NSBA is encouraging the USDA provide   flexibility on school meals

The National School Boards Association (NSBA) supports the U.S. Department of Agriculture’s (USDA) decision to delay or waive implementation of some of the more difficult provisions of the Healthy, Hunger-Free Kids Act. However, NSBA considers USDA’s School Strike Force draft proposal to provide targeted assistance to a limited number of school food authorities insufficient to fully address the difficulties inherent in the implementation of the law.

In a letter to the U.S. Secretary of Agriculture Tom Vilsack, NSBA made recommendations to the Strike Force proposal including clarification regarding where in school districts the proposal applies, whether there is a the net gain in resources available, plus the need to defer to local school district governance practices.

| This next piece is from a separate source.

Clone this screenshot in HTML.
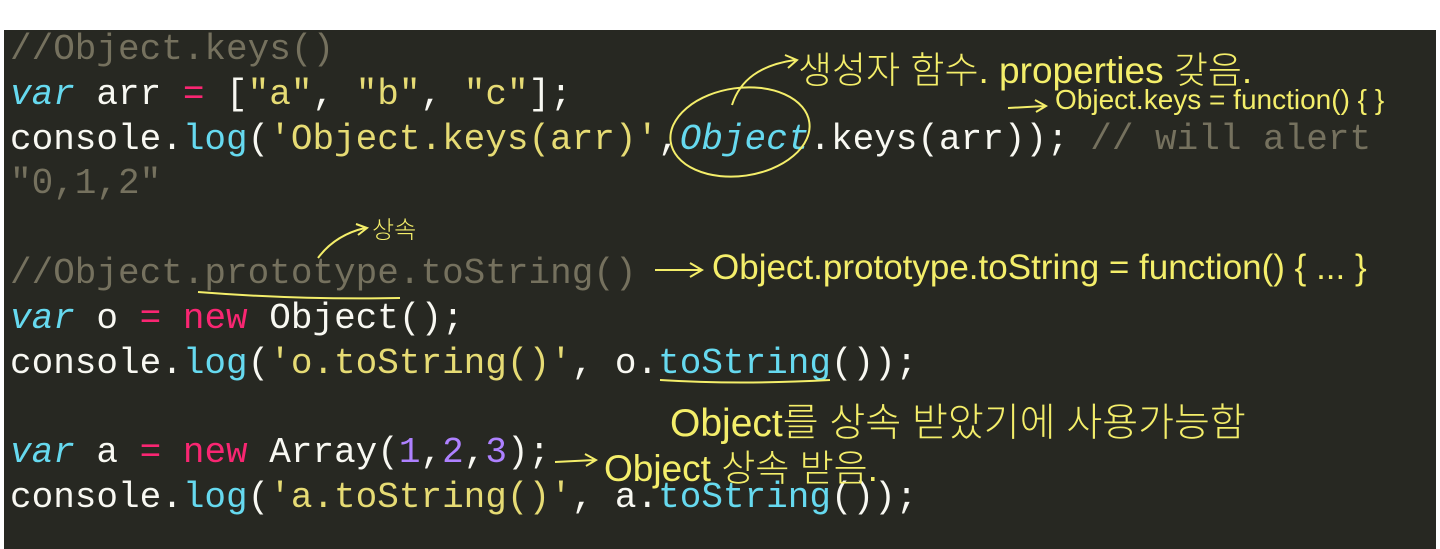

NSBA has frequently observed that school meals are provided in the larger context of school district operations that are frequently ignored. In order to restore an accurate perception and understanding of the impact of school meal policy from USDA, the focus on SFAs must be transparent and decisions made in a manner consistent with school district operational procedures already in place.

NSBA has spoken out previously through formal comments; implementation of USDA rules on school meals must acknowledge the cumulative impact of multiple regulatory actions on school districts. Additionally, implementation must reverse policies that redirect state and local funding to the SFA from elsewhere in the district, require school districts to increase prices to students and their families, result in the elimination of staff and services in the SFA or the district as a whole, or regulate school district activity beyond the SFA.

“The law must remain cost neutral to school districts; either by increasing federal funds available to cover increased costs or by regulating in such a way that compliance is possible within current reimbursement rates, including waivers or other temporary measures to allow schools to comply,” said the National School Boards Association’s Executive Director Thomas J. Gentzel in the letter.